Oh my bad, I thought that you were exclusively using the diffuse BSDF. This is expected behavior! The sample() method does not fail, if you're feeding it wrong/impossible configurations it will still produce some BSDFSample3f object, however from the backside (the weight it returns should be 0. For example, if you hit the backside of your surface the ray should terminate. Any BSDF will still return a valid bs.wo direciton but the weight associated to that interaction will be exactly 0.

Why does this matter here? Well, first of all, the ray intersection accelerators we use are not perfect. Sometimes, they will return an intersection on the backside (i.e si.wi.z < 0). See here:

import mitsuba as mi
import drjit as dr

mi.set_variant('cuda_ad_rgb')

N = 10_000_000

# Empty scene with a small off-centered sphere
scene = {
    'type': 'scene',
    'sphere': {
        'type': 'sphere',
        'radius': 0.01, # small
        'center': mi.ScalarPoint3f(0.01, 0.02, -0.01), # not exactly centered
        'bsdf': {
            'type': 'roughconductor',
            'alpha': 0.2,
            'distribution': 'ggx'
        }
    }
}
scene = mi.load_dict(scene)

# Sample positions on the sphere
sphere = scene.shapes()[0]
sampler = mi.load_dict({'type': 'independent'})
sampler.seed(0xBADCAFE, N)
ps = sphere.sample_position(0, sampler.next_1d())

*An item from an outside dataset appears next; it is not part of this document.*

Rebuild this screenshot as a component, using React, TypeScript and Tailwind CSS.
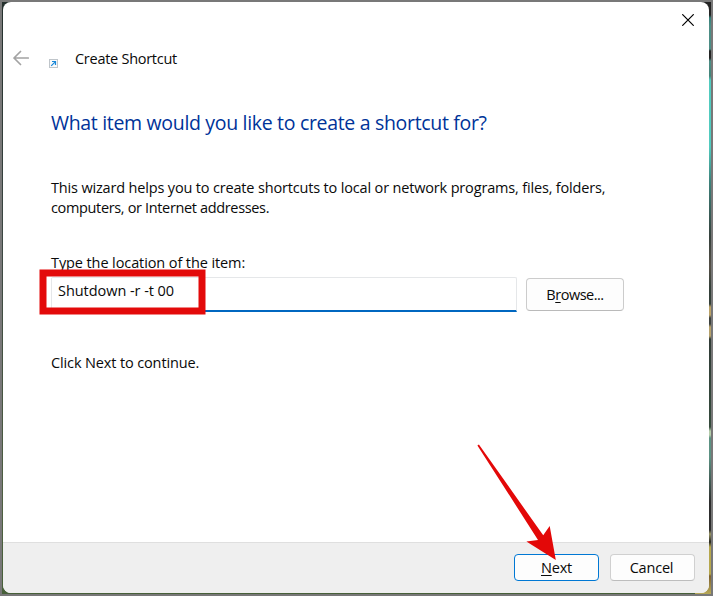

# Build rays with origin (1, 1, 1) pointing to samples positions on the sphere
ray_o = mi.Point3f(1)
ray_d = dr.normalize(ps.p - ray_o)
ray = mi.Ray3f(o=ray_o, d=ray_d)

# Intersect the scene, some might miss the sphere
si = scene.ray_intersect(ray)
print(f"Valid primary rays: {dr.count(si.is_valid())}") # Should be close to N
print(f"{dr.count(si.wi.z < 0)=}") # Greater than zero due to precision issues in OptiX

Secondly, for something like a roughconductor, the sampling scheme might still produce "invalid" BSDF samples. For example, the sampling of the microfact normal might lead to a outgoing direction that is below the surface. Once again, this is signalled implicitly by having output value be 0.